There are also plans to make workers "poly-competent"—interchangeable to carry out different tasks beyond their normal job description. The rail workers see this as regressive, undermining their working conditions and threatening those of the entire industry. 

The strength of the drivers' support for the strike can be seen as part of a growing movement of resistance to government austerity measures with cuts in the education and health services, the continued lengthening to the years of work required to enjoy a full pension, the erosion of protection from the work code, the growth of unemployment and the loss of the purchasing power of wages. 

Although passenger train drivers are not immediately affected by the proposed changes in conditions for their colleagues in the freight division, they have massively supported the action. This is significant because, unlike the freight drivers, they come under the new minimum service regulations, imposed on the passenger sector at the beginning of the year along with the sell-out and defeat of the pensions' struggle, which require them to give two days notice in writing of their intention to strike. This could have been expected to have acted as a deterrent.

Fabien Villedieu, a SUD freight train driver at the Paris Gare de Lyon station, told the World Socialist Web Site, "This issue of RH007 [the code regulating work and rest times] is a continuation of the loss of our rights represented by the attack on the special pension schemes and the minimum service requirement. This is the first time our regulations on rest times have been touched in a negative way—before, changes have always meant an improvement." 

"They'll start with freight and then it'll be all rail workers. A surprising amount of passenger drivers have committed themselves to supporting the action." 

The French rail system has been opened up to private competition in the freight sector since 2006, and private enterprise now represents 10 percent of the rail freight market.
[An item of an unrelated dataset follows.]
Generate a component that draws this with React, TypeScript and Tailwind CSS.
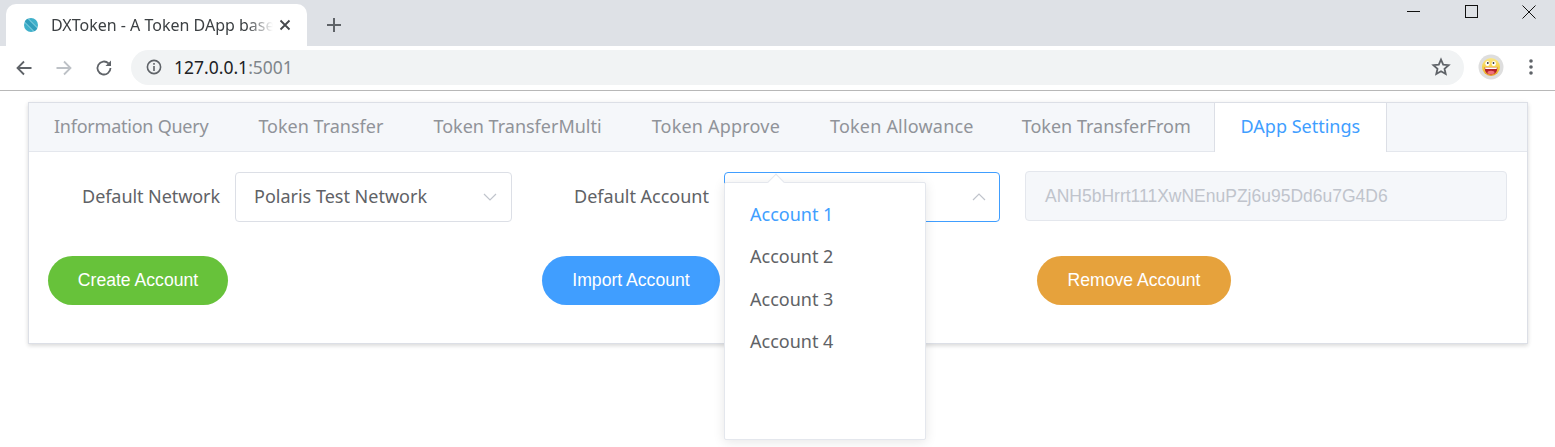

A CGT leaflet points out that in 2007, just 40 GTK (kilometre tonnes transported) of freight were carried by the SNCF with a deficit of about 260 million and the perspective for the next 5 years was of "only 44 GTK with an imposition of mobility, job losses, regulations with no concern for health, safety and family life."

Bruno Duchemin, general secretary of the exclusively train drivers' union the FGAAC (Ge€neral Autonomous Federation of Train Drivers, representing nearly 30 percent of the drivers) and which did not call its members and supporters out on this strike, observed, "But you can't ask a driver to work eight hours at night without a rest." 

However, he did not reject the reform out of hand and continued, "Financial compensation will have to be found but also ways of providing for safety and the drivers' rest periods." His union, he said, is preparing for a possible "unlimited strike" from November 17.

The drivers make up about 10 percent of the 160,000 workers employed by the SNCF. Management is attempting to break the special status of train drivers and to make freight drivers part of a "freight family" wherein they would be an integral part of the freight railway worker force including all categories. This same elimination of their special status could then spread into the passenger section. 

The traditional militancy of train drivers, who have derived their strength from their ability to immediately stop the rail system and thus exert pressure on the state, is inadequate for countering French capitalism's drive to compete through driving down the rights and living standards of all workers. 

Workers can place no confidence in sectional trade union actions, nor the trade unions to defend them from this offensive. The CGT and other unions, joined by SUD-rail at the round table discussions at the end of 2007, negotiated the end of the fight against the dismantling of the special pension schemes. The CGT and the CFDT (French Democratic Confederation of Labour, close to the Socialist Party) collaborated with the government and the employers this year to deregulate the working week with the "Common Position". 

The struggle to defend workers' rights and conditions and the social services can only be carried out through a break from the trade unions and the building of independent organisations of struggle—action committees which link up their struggle with colleagues throughout the railway industry Europe-wide, and with workers in all other sectors facing similar attacks.